Well, right now I’m determined not to let this beat me three expacs in a row. How? Well, uh, I’m not sure yet. You see, there will be people involved. And the possibility of failure. And instances that I haven’t done before. This is all very scary to me. But you’ve gotta confront your fears head on, right?
So yeah. That’s my confession for the day. Embarrassing? Maybe a little. I’ve struggled with anxiety most of my life, and seeing it creep into video games – my favorite hobby – is never fun for me. But maybe this post can help others who feel similarly – at least to know that they’re not alone!
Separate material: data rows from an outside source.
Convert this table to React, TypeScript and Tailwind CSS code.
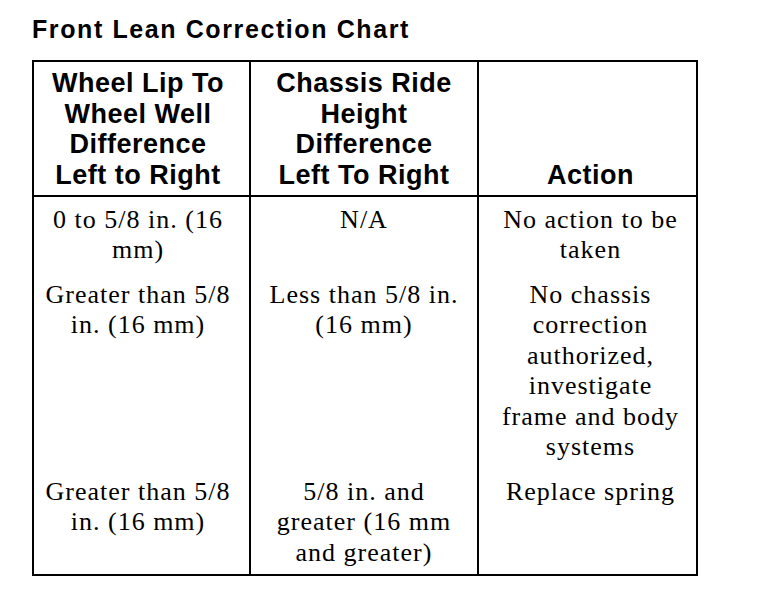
import React from 'react';

const head = "font-['Liberation_Sans',Arial,sans-serif] font-bold text-[27px] leading-[30.7px] tracking-[0.5px]";
const body = "font-['Liberation_Serif','Times_New_Roman',serif] text-[26px] leading-[30.5px] tracking-[1px]";

const rows: [React.ReactNode, React.ReactNode, React.ReactNode][] = [
    [
        <>0 to 5/8 in. (16<br />mm)</>,
        <>N/A</>,
        <>No action to be<br />taken</>,
    ],
    [
        <>Greater than 5/8<br />in. (16 mm)</>,
        <>Less than 5/8 in.<br />(16 mm)</>,
        <>No chassis<br />correction<br />authorized,<br />investigate<br />frame and body<br />systems</>,
    ],
    [
        <>Greater than 5/8<br />in. (16 mm)</>,
        <>5/8 in. and<br />greater (16 mm<br />and greater)</>,
        <>Replace spring</>,
    ],
];

const App: React.FC = () => {
    return (
        <div className="min-h-screen bg-white text-black pt-[15px] pl-[32px]">
            <h1 className="font-['Liberation_Sans',Arial,sans-serif] font-bold text-[25px] leading-[28px] tracking-[1.6px] mb-[17px]">
                Front Lean Correction Chart
            </h1>

            <table className="border-collapse border-2 border-black w-[664px] table-fixed">
                <colgroup>
                    <col className="w-[217px]" />
                    <col className="w-[228px]" />
                    <col className="w-[219px]" />
                </colgroup>
                <thead>
                    <tr className={`${head} border-b-2 border-black`}>
                        <th className="border-r-2 border-black pt-[6px] pb-[4px] pr-[7px] align-bottom font-bold">
                            Wheel Lip To<br />Wheel Well<br />Difference<br />Left to Right
                        </th>
                        <th className="border-r-2 border-black pt-[6px] pb-[4px] align-bottom font-bold">
                            Chassis Ride<br />Height<br />Difference<br />Left To Right
                        </th>
                        <th className="pt-[6px] pb-[4px] pl-[6px] align-bottom font-bold">Action</th>
                    </tr>
                </thead>
                <tbody>
                    {rows.map((r, i) => (
                        <tr key={i} className={body}>
                            <td className="border-r-2 border-black text-center align-top pt-[8px] pb-[6px] pr-[7px]">{r[0]}</td>
                            <td className="border-r-2 border-black text-center align-top pt-[8px] pb-[6px]">{r[1]}</td>
                            <td className="text-center align-top pt-[8px] pb-[6px] pl-[6px]">{r[2]}</td>
                        </tr>
                    ))}
                </tbody>
            </table>
        </div>
    );
};

export default App;
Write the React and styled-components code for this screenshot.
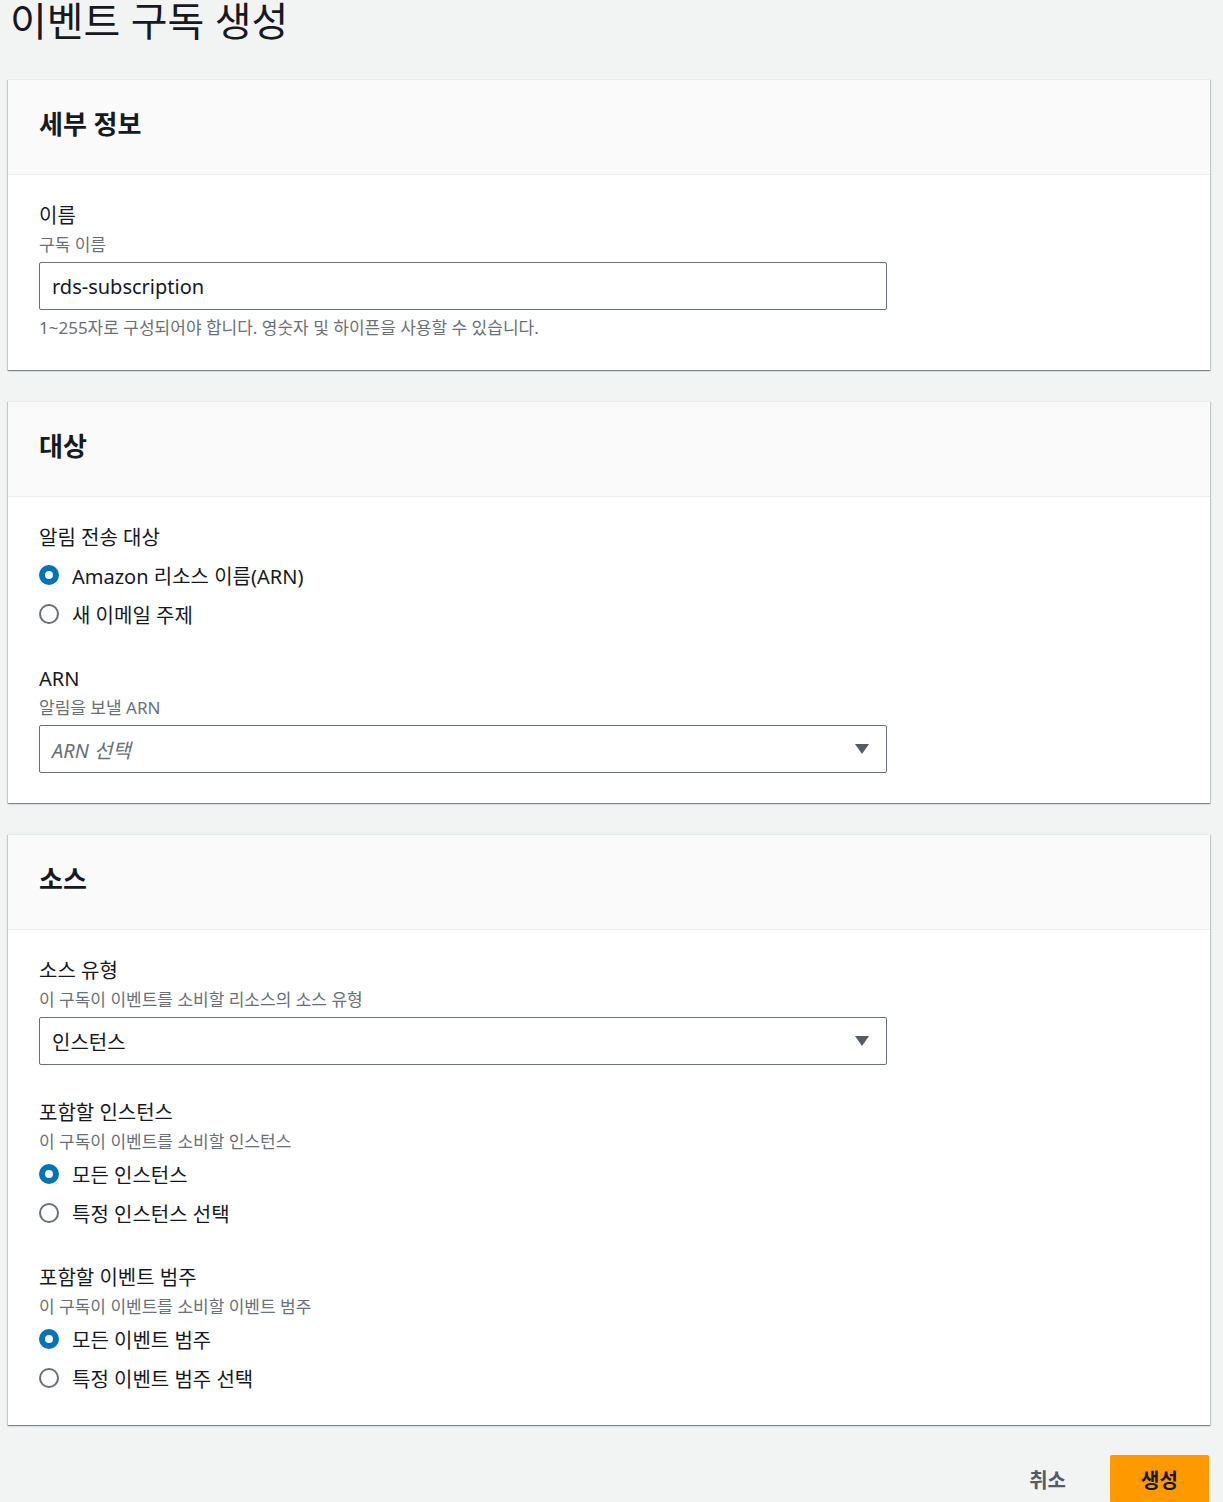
import React from "react"
import styled, { createGlobalStyle } from "styled-components"

const GlobalStyle = createGlobalStyle`
  body {
    margin: 0;
    background: #f2f3f3;
    font-family: "Noto Sans", "Noto Sans CJK KR", sans-serif;
    color: #16191f;
  }
`

const RadioGroup = ({ options, checked, afterDesc }) => (
  <Radios $afterDesc={afterDesc}>
    {options.map((opt, i) => (
      <RadioRow key={opt}>
        <RadioDot $on={i === checked} />
        <RadioText>{opt}</RadioText>
      </RadioRow>
    ))}
  </Radios>
)

const Select = ({ value, placeholder }) => (
  <SelectBox>
    {value ? <SelectValue>{value}</SelectValue> : <Placeholder>{placeholder}</Placeholder>}
    <Caret viewBox="0 0 16 12">
      <path d="M1 1h14l-7 10z" fill="#545b64" />
    </Caret>
  </SelectBox>
)

const App = () => {
  return (
    <>
      <GlobalStyle />
      <Page>
        <Title>이벤트 구독 생성</Title>

        <Card>
          <CardHeader>세부 정보</CardHeader>
          <CardBody>
            <Field>
              <Label>이름</Label>
              <Desc>구독 이름</Desc>
              <Input defaultValue="rds-subscription" />
              <Constraint>1~255자로 구성되어야 합니다. 영숫자 및 하이픈을 사용할 수 있습니다.</Constraint>
            </Field>
          </CardBody>
        </Card>

        <Card>
          <CardHeader>대상</CardHeader>
          <CardBody>
            <Field>
              <Label>알림 전송 대상</Label>
              <RadioGroup options={["Amazon 리소스 이름(ARN)", "새 이메일 주제"]} checked={0} />
            </Field>
            <Field>
              <Label>ARN</Label>
              <Desc>알림을 보낼 ARN</Desc>
              <Select placeholder="ARN 선택" />
            </Field>
          </CardBody>
        </Card>

        <Card>
          <CardHeader>소스</CardHeader>
          <CardBody>
            <Field>
              <Label>소스 유형</Label>
              <Desc>이 구독이 이벤트를 소비할 리소스의 소스 유형</Desc>
              <Select value="인스턴스" />
            </Field>
            <Field>
              <Label>포함할 인스턴스</Label>
              <Desc>이 구독이 이벤트를 소비할 인스턴스</Desc>
              <RadioGroup options={["모든 인스턴스", "특정 인스턴스 선택"]} checked={0} afterDesc />
            </Field>
            <Field>
              <Label>포함할 이벤트 범주</Label>
              <Desc>이 구독이 이벤트를 소비할 이벤트 범주</Desc>
              <RadioGroup options={["모든 이벤트 범주", "특정 이벤트 범주 선택"]} checked={0} afterDesc />
            </Field>
          </CardBody>
        </Card>

        <Actions>
          <LinkButton>취소</LinkButton>
          <PrimaryButton>생성</PrimaryButton>
        </Actions>
      </Page>
    </>
  )
}

const Page = styled.div`
  padding: 0 13px 0 8px;
  display: flex;
  flex-direction: column;
`

const Title = styled.h1`
  margin: -7px 0 30px 2px;
  font-size: 40px;
  font-weight: 400;
  line-height: 56px;
`

const Card = styled.section`
  background: #fff;
  border-top: 1px solid #eaeded;
  box-shadow: 0 1px 1px 0 rgba(0, 28, 36, 0.3), 1px 1px 1px 0 rgba(0, 28, 36, 0.15),
    -1px 1px 1px 0 rgba(0, 28, 36, 0.15);
  margin-bottom: 31px;
`

const CardHeader = styled.h2`
  margin: 0;
  height: 95px;
  box-sizing: border-box;
  display: flex;
  align-items: center;
  padding: 0 31px 8px;
  background: #fafafa;
  border-bottom: 1px solid #eaeded;
  font-size: 26px;
  font-weight: 700;
`

const CardBody = styled.div`
  padding: 26px 31px 30px;
  display: flex;
  flex-direction: column;
  gap: 33px;
`

const Field = styled.div`
  display: flex;
  flex-direction: column;
`

const Label = styled.div`
  padding-top: 2px;
  font-size: 20px;
  line-height: 26px;
`

const Desc = styled.div`
  margin-top: 4px;
  margin-bottom: 5px;
  font-size: 17px;
  line-height: 24px;
  color: #687078;
`

const Input = styled.input`
  width: 848px;
  height: 48px;
  box-sizing: border-box;
  border: 1px solid #687078;
  border-radius: 2px;
  padding: 0 12px;
  font-family: inherit;
  font-size: 20px;
  color: #16191f;
  outline: none;
`

const Constraint = styled.div`
  margin-top: 6px;
  font-size: 17px;
  line-height: 24px;
  color: #687078;
`

const SelectBox = styled.div`
  width: 848px;
  height: 48px;
  box-sizing: border-box;
  border: 1px solid #687078;
  border-radius: 2px;
  padding: 0 16px 0 12px;
  display: flex;
  align-items: center;
  justify-content: space-between;
`

const SelectValue = styled.span`
  font-size: 20px;
`

const Placeholder = styled.span`
  font-size: 20px;
  font-style: italic;
  color: #687078;
`

const Caret = styled.svg`
  width: 16px;
  height: 12px;
`

const Radios = styled.div`
  margin-top: ${(p) => (p.$afterDesc ? "0px" : "9px")};
  padding-bottom: 2px;
  display: flex;
  flex-direction: column;
  gap: 9px;
`

const RadioRow = styled.label`
  height: 30px;
  display: flex;
  align-items: center;
  gap: 13px;
`

const RadioDot = styled.span`
  width: 20px;
  height: 20px;
  box-sizing: border-box;
  border-radius: 50%;
  background: #fff;
  border: ${(p) => (p.$on ? "6px solid #0073bb" : "2px solid #687078")};
`

const RadioText = styled.span`
  font-size: 20px;
`

const Actions = styled.div`
  display: flex;
  justify-content: flex-end;
  align-items: center;
  gap: 44px;
  margin-top: -1px;
  padding-right: 1px;
`

const LinkButton = styled.button`
  border: none;
  background: none;
  font-family: inherit;
  font-size: 20px;
  font-weight: 700;
  color: #545b64;
  padding: 0;
`

const PrimaryButton = styled.button`
  width: 99px;
  height: 48px;
  border: none;
  border-radius: 2px;
  background: #ff9900;
  font-family: inherit;
  font-size: 20px;
  font-weight: 700;
  color: #16191f;
`

export default App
I hope you’ll all excuse me and pardon our dust as I start this blog anew. You see, I’m still trying to figure out exactly what I want to blog about. Any of you long-time readers who were here in the early days (all four or five of you still reading) know that I used to pride myself on teaching what I called “Hunter Kindergarten” (for lower levels) and “Hunter 101″ (for freshly dinged max level hunters). This is because I loved sharing what I knew about the class with others, so they could enjoy playing it as much as I did. Plus, then I’d feel set to recommend the graduating students head on to other hunter blogs that focused more on raiding. (A moment of silence to The Hunter’s Mark, BRK, Stabilized Effort Scope, and all the others.)
Now it’s hard for me to feel that much of this is necessary anymore. Many of the nuances of the class have been streamlined or changed to the point that I actually find it difficult to play a hunter wrong. Oh sure, in the early days when your first ten levels were spent sans pet and you had a dagger or axe thrust in your hand, then you bet there were all sorts of bad habits I wanted to help new hunters grow out of. But now there’s no minimum range, you only have a ranged weapon, and you’ve got a pet right from the start. Similarly, there’s really no need to learn how to chain trap, due to how long traps last. And modern shot rotations are, for the most part, simple and intuitive, especially compared to a few of the ones from back in the day.
So what is a Pike to do?
A few people have expressed interest that I try writing about hunters anyway, because why not. Perhaps I do bring a unique spin to things. Maybe people would rather hear me talk than read a more “sanitized” Icy-Veins or WoWHead guide. I have no idea why, but hey, who am I to argue with that idea?
TLDR: I’m still not 100% sure what I’m doing with the blog yet, so please bear with me. And if there’s something you’d like me to write about, do let me know! I’m desperate for ideas.